Job –
Copy out each line exactly; pictures stay out of the copy.

— Begin Source material —

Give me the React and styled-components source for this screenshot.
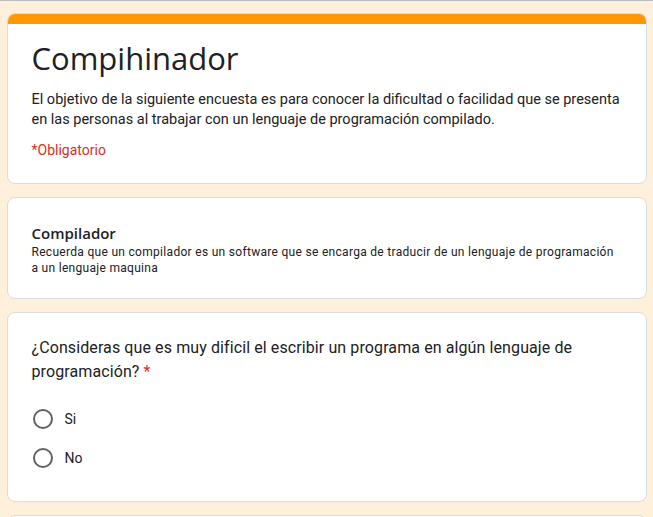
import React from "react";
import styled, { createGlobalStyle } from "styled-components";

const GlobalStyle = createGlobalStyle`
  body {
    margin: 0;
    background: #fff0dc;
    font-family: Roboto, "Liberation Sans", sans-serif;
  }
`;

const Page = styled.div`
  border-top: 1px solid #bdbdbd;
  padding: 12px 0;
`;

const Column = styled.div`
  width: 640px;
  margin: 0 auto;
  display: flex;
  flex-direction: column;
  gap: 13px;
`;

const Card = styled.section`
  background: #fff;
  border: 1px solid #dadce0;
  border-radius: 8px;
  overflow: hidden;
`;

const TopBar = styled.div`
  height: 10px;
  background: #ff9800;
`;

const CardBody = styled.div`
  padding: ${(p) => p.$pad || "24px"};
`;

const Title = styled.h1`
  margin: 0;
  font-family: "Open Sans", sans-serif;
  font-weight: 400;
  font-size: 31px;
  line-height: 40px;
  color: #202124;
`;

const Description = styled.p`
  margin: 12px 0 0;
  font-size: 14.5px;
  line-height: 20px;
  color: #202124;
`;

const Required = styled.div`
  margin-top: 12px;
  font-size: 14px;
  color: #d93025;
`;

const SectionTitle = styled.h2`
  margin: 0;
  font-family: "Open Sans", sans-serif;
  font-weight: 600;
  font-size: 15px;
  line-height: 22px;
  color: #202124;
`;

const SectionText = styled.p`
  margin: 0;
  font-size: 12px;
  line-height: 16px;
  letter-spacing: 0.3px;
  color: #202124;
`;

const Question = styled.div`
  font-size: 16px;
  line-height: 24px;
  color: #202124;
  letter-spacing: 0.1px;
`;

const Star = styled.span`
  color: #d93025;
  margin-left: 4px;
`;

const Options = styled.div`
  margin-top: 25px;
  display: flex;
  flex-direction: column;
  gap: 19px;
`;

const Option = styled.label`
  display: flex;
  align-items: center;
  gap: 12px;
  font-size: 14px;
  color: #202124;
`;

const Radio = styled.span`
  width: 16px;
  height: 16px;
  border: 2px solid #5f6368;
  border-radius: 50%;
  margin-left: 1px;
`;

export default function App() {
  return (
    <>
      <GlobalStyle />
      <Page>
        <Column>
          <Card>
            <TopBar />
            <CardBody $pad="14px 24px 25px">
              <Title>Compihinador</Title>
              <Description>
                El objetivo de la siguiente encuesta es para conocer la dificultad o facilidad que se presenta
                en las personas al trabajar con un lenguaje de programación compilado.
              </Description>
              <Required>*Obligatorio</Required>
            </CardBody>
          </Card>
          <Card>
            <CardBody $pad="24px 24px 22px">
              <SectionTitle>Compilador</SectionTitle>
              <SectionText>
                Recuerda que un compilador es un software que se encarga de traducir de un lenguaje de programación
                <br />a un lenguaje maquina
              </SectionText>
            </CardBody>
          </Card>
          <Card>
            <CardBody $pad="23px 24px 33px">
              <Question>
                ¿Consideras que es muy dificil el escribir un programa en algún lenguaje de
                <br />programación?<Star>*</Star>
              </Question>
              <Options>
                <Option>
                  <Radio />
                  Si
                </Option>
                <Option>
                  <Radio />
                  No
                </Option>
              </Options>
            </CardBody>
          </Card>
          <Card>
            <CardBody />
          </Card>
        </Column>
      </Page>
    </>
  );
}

— End Source material —

Solution below –
Give me the React and styled-components source for this screenshot.
import React from "react";
import styled, { createGlobalStyle } from "styled-components";

const GlobalStyle = createGlobalStyle`
  body {
    margin: 0;
    background: #fff0dc;
    font-family: Roboto, "Liberation Sans", sans-serif;
  }
`;

const Page = styled.div`
  border-top: 1px solid #bdbdbd;
  padding: 12px 0;
`;

const Column = styled.div`
  width: 640px;
  margin: 0 auto;
  display: flex;
  flex-direction: column;
  gap: 13px;
`;

const Card = styled.section`
  background: #fff;
  border: 1px solid #dadce0;
  border-radius: 8px;
  overflow: hidden;
`;

const TopBar = styled.div`
  height: 10px;
  background: #ff9800;
`;

const CardBody = styled.div`
  padding: ${(p) => p.$pad || "24px"};
`;

const Title = styled.h1`
  margin: 0;
  font-family: "Open Sans", sans-serif;
  font-weight: 400;
  font-size: 31px;
  line-height: 40px;
  color: #202124;
`;

const Description = styled.p`
  margin: 12px 0 0;
  font-size: 14.5px;
  line-height: 20px;
  color: #202124;
`;

const Required = styled.div`
  margin-top: 12px;
  font-size: 14px;
  color: #d93025;
`;

const SectionTitle = styled.h2`
  margin: 0;
  font-family: "Open Sans", sans-serif;
  font-weight: 600;
  font-size: 15px;
  line-height: 22px;
  color: #202124;
`;

const SectionText = styled.p`
  margin: 0;
  font-size: 12px;
  line-height: 16px;
  letter-spacing: 0.3px;
  color: #202124;
`;

const Question = styled.div`
  font-size: 16px;
  line-height: 24px;
  color: #202124;
  letter-spacing: 0.1px;
`;

const Star = styled.span`
  color: #d93025;
  margin-left: 4px;
`;

const Options = styled.div`
  margin-top: 25px;
  display: flex;
  flex-direction: column;
  gap: 19px;
`;

const Option = styled.label`
  display: flex;
  align-items: center;
  gap: 12px;
  font-size: 14px;
  color: #202124;
`;

const Radio = styled.span`
  width: 16px;
  height: 16px;
  border: 2px solid #5f6368;
  border-radius: 50%;
  margin-left: 1px;
`;

export default function App() {
  return (
    <>
      <GlobalStyle />
      <Page>
        <Column>
          <Card>
            <TopBar />
            <CardBody $pad="14px 24px 25px">
              <Title>Compihinador</Title>
              <Description>
                El objetivo de la siguiente encuesta es para conocer la dificultad o facilidad que se presenta
                en las personas al trabajar con un lenguaje de programación compilado.
              </Description>
              <Required>*Obligatorio</Required>
            </CardBody>
          </Card>
          <Card>
            <CardBody $pad="24px 24px 22px">
              <SectionTitle>Compilador</SectionTitle>
              <SectionText>
                Recuerda que un compilador es un software que se encarga de traducir de un lenguaje de programación
                <br />a un lenguaje maquina
              </SectionText>
            </CardBody>
          </Card>
          <Card>
            <CardBody $pad="23px 24px 33px">
              <Question>
                ¿Consideras que es muy dificil el escribir un programa en algún lenguaje de
                <br />programación?<Star>*</Star>
              </Question>
              <Options>
                <Option>
                  <Radio />
                  Si
                </Option>
                <Option>
                  <Radio />
                  No
                </Option>
              </Options>
            </CardBody>
          </Card>
          <Card>
            <CardBody />
          </Card>
        </Column>
      </Page>
    </>
  );
}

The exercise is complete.